• _Task statement_
Wherever a line holds the word "page", copy that line out.

• _Recorded data_
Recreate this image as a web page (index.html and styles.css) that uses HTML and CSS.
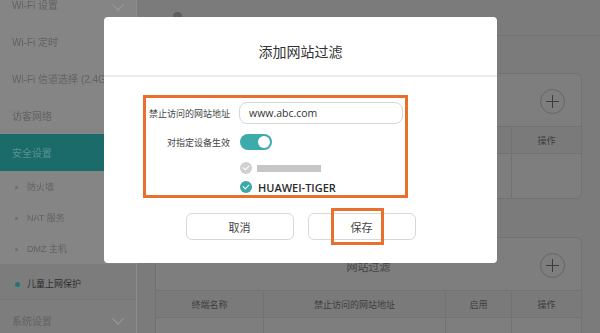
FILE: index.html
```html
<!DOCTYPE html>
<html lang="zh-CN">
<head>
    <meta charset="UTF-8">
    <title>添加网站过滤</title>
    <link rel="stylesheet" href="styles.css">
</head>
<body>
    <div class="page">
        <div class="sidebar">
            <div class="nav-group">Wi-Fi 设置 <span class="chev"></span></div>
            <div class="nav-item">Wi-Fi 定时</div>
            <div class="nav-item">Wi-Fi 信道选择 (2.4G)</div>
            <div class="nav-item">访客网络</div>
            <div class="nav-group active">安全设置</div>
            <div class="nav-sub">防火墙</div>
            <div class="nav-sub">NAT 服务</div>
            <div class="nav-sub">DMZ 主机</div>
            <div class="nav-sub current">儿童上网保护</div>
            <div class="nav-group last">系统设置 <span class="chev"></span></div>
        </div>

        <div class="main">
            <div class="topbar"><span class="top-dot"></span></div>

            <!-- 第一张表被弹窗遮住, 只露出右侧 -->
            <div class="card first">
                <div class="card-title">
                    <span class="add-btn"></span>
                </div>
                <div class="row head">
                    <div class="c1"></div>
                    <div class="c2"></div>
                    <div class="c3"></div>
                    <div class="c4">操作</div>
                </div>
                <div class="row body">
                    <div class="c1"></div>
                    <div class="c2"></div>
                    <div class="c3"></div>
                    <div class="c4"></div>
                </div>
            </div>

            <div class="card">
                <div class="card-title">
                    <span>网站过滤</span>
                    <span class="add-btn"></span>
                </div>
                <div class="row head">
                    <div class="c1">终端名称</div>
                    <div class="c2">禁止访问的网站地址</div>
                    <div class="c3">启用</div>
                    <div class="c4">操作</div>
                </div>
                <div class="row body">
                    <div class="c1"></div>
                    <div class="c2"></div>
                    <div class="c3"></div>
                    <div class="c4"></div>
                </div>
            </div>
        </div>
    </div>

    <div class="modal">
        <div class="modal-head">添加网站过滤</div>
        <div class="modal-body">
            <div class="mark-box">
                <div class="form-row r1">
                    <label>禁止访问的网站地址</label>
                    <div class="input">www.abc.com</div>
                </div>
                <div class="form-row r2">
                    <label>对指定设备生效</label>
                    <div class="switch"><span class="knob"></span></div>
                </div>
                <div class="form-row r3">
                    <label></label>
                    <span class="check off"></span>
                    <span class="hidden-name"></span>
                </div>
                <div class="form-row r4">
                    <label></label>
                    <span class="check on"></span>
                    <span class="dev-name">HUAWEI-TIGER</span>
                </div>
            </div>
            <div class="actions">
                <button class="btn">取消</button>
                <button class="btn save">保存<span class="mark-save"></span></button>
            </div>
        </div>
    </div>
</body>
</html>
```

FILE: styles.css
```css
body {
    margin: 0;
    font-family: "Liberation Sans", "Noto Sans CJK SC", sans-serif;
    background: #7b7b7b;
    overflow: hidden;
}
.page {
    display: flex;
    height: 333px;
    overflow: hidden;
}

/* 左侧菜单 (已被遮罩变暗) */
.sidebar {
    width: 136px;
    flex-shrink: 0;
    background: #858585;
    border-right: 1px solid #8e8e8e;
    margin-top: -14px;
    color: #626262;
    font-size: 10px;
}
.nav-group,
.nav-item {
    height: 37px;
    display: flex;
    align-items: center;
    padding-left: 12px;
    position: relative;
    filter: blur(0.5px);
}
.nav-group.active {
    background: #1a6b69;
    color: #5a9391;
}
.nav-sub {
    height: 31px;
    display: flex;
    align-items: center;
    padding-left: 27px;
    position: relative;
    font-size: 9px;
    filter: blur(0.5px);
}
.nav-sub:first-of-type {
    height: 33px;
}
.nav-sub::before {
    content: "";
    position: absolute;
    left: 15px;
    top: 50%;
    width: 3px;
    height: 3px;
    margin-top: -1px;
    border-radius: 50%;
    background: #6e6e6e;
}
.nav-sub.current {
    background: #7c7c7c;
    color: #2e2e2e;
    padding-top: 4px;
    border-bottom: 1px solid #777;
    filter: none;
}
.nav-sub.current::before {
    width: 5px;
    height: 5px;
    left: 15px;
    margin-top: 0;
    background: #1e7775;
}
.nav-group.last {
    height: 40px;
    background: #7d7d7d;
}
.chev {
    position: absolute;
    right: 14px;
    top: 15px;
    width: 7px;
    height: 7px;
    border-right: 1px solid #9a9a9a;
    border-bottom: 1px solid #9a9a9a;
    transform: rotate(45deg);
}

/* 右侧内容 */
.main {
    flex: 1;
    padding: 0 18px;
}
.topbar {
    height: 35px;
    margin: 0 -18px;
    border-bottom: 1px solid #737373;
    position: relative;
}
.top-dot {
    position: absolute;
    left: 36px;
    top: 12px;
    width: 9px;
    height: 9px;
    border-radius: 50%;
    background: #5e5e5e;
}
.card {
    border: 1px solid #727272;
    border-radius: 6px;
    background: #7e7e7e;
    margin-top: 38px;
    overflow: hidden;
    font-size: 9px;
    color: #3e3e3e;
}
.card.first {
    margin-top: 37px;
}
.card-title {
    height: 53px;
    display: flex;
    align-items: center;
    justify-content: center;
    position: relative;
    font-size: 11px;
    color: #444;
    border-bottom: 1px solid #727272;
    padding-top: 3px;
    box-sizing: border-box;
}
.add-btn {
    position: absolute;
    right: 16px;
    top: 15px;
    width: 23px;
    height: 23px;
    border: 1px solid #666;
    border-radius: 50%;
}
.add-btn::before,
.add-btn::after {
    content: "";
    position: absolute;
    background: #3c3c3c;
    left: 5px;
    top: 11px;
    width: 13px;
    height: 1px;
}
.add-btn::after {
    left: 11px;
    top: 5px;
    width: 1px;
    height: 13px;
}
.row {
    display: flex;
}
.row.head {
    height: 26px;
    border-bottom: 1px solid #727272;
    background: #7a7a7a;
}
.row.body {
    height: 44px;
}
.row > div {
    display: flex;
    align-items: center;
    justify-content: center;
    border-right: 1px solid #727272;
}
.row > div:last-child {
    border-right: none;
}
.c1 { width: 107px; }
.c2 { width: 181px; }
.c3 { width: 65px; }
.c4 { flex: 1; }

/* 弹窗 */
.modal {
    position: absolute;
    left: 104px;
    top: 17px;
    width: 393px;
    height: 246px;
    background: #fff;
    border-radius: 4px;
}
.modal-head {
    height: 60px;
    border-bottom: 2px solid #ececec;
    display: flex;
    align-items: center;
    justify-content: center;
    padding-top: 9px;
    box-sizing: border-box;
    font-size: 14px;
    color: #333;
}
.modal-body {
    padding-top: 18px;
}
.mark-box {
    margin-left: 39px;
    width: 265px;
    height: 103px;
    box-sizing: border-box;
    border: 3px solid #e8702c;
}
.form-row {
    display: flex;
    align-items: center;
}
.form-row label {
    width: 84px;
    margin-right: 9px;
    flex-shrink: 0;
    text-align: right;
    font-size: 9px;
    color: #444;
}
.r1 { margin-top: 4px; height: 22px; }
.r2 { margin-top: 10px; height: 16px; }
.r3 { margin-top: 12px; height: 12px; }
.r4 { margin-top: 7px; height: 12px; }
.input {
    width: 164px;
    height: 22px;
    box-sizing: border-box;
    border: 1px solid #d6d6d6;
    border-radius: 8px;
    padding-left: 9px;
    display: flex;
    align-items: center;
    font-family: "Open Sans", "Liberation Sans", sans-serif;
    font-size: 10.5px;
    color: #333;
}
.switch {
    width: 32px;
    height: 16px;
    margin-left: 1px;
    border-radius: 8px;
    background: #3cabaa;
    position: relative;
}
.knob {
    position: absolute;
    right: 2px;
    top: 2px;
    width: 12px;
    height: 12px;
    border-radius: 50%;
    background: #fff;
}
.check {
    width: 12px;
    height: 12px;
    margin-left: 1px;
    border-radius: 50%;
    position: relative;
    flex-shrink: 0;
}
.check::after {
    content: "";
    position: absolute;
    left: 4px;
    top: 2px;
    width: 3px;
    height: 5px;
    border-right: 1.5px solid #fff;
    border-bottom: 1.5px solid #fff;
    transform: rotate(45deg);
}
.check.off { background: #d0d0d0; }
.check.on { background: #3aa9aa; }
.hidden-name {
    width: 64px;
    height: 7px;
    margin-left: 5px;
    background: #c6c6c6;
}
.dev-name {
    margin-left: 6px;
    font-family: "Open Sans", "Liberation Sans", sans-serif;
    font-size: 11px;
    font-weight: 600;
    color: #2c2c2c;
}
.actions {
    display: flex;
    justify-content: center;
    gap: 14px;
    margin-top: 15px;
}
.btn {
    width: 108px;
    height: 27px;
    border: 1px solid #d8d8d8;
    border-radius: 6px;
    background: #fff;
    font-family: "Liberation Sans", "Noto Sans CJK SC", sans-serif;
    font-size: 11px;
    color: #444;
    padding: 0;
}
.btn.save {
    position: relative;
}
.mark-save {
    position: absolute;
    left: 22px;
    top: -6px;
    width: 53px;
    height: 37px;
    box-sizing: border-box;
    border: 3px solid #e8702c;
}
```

• _Solution to this exercise_
Recreate this image as a web page (index.html and styles.css) that uses HTML and CSS.
    <div class="page">
.page {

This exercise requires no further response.